The cathartic experience of the movies How ‘Punch-Drunk Love’ and other movies ease the mind

By: Grant F. Vance ~Managing Editor~

The great, omnipotent beings known only as “they” have a well-known expression in regards to life: When it gives you lemons, make lemonade. Unfortunately, life is not as simplistic as Minute Maid would like us to think, and it usually gives us grapefruit and demands a milkshake.

Often, when given these bitter, oversized fruit — shitty lemons, really — it’s hard to find someone who can relate to them. Whenever I have a particularly shitty lemon I self-categorize as either too complex to discuss with a friend, or, in most cases, so overly simplistic I would not consider it worth their time, I turn to a movie. Who needs human interaction when you can find catharsis through visual storytelling?

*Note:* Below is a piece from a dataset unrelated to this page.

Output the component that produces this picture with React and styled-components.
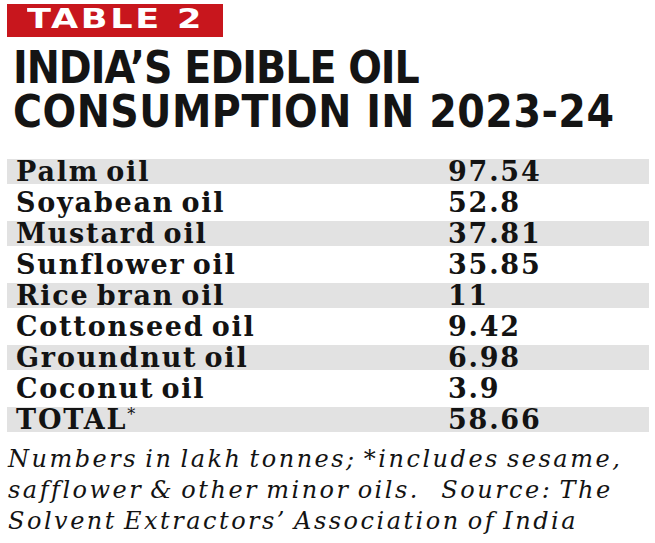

Call me a sociopath all you want, but sometimes a fictionalized dramatization of life experience is more fulfilling than a friendly discussion. Movies aren’t the go-to emotional pallet cleanser for everyone, and I can see why. To pinpoint a specific life quandary into a movie and expect it to make you feel any sort of relief is asking a lot and most often happens only in the case of a pleasant accident. I get that.

1Not everyone is so devoid of social literacy they turn to fiction, and that’s okay. Sometimes, however, when you’re feeling lost and the stars circumstantially align, a movie comes along that tells you everything you’re trying to figure out.

For aspiring stunt men experiencing arrested development, perhaps “Hot Rod.” For former alcoholic writers house-sitting a ski resort to pay the bills, perhaps “The Shining.” (If you are actually experiencing this specific rut, don’t watch “The Shining.”)

For socially anxious disasters who gave up on romantic happiness, there is “Punch-Drunk Love,” a movie that could be written off for a number of reasons.

Mainly, it is a romantic comedy starring Adam Sandler (the idea hurts me as much as it hurts you), and on a surface level nothing more than an arthouse romantic comedy whose merit lies in it being a Paul Thomas Anderson film. You could find catharsis in just about any romantic comedy if you really put your heart to it.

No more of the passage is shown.